Nor does it give any indication how the rules would relate to cramped seating already in place.
There is some speculation is that it could establish a floor for seat pitch at 28 inches and a minimum width of 16.5 inches, dimensions that would still be cramped for many people.
The FAA was forced to revisit the issue after a federal court judge last year ordered it to address concerns about what she described as “the incredibly shrinking airline seat”.
“As many have no doubt noticed, aircraft seats and the spacing between them have been getting smaller and smaller, while American passengers have been growing in size,” Judge Patricia Millett said.
The court ruling came after advocacy group Flyers Rights petitioned the FAA in 2015 to regulate seat space.
The agency refused so Flyers Rights took legal action, arguing that narrower seats and closer spacing were “endangering the safety, health and comfort of airline passengers.”
In her ruling, Willet expressed doubts about an FAA assertion that seat spacing did not affect the safety or speed of passenger evacuations.
“To support that conclusion, the Administration pointed to (at best) off-point studies and undisclosed tests using unknown parameters,” she said.
Qatar’s Al Baker, who is now chairman of IATA, argued that airlines should regulate themselves when it comes to leg space.
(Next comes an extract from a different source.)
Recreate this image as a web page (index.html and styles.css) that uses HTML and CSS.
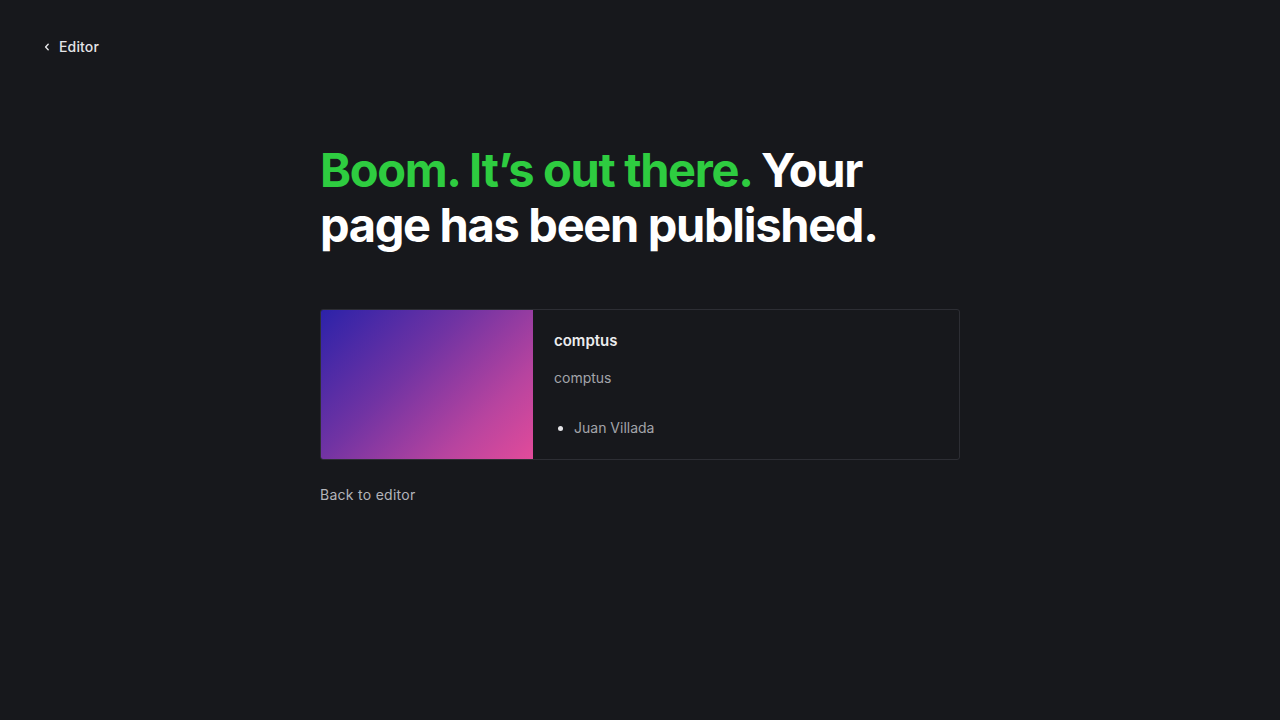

“I think such kinds of issues should be left to IATA to decide,’’ he said. “IATA is a collective organization of all the airlines and this is very important that this kind of one-sided decisions are not left to any regulator but to an international body that will look at the interest of all the airlines and not of just a particular region.”
“And of course, where do you stop?’’ added Joyce. “Do you start going to trains? Do you start going to trams?”
Author and journalist Christine Negroni asked about safety implications, including reports brace positions could no longer be maintained because of the size of seats and doubts about egress during evacuations.
It was not just a question of big people paying more, she said, it was a matter of safety.
Joyce argued that seats and other items on aircraft had to meet stringent safety regulations to be certified, pointing to toasters used on the A380 that cost the airline more than $A50,000 each.
“So we cannot be implementing a product that is not certified by the manufacturer, not certified by the regulator that looks after the manufacturer, not certified by the local regulator and not accepted at the airline,’’ he said.
Al Baker lamented that the traveling public did not realize how stringent were the certification requirements of the seats. This included certifying the seats to withstand 16 times the force of gravity.
“And once you really get to know this you realize that, regardless of the size of the seat, you are traveling on the safest thing that is ever made and that is the seat of an airline,’’ he said.
On the question of egress, Joyce said the airlines had to demonstrate they could evacuate an aircraft in 90 seconds with half the doors closed.
“This is highly regulated and I don’t think people understand the number of steps an airline has to go through to get anywhere near putting a seat on an aircraft,’’ he said. “It is a huge process and you are guaranteed it’s safe if it’s appearing on one of our aircraft.”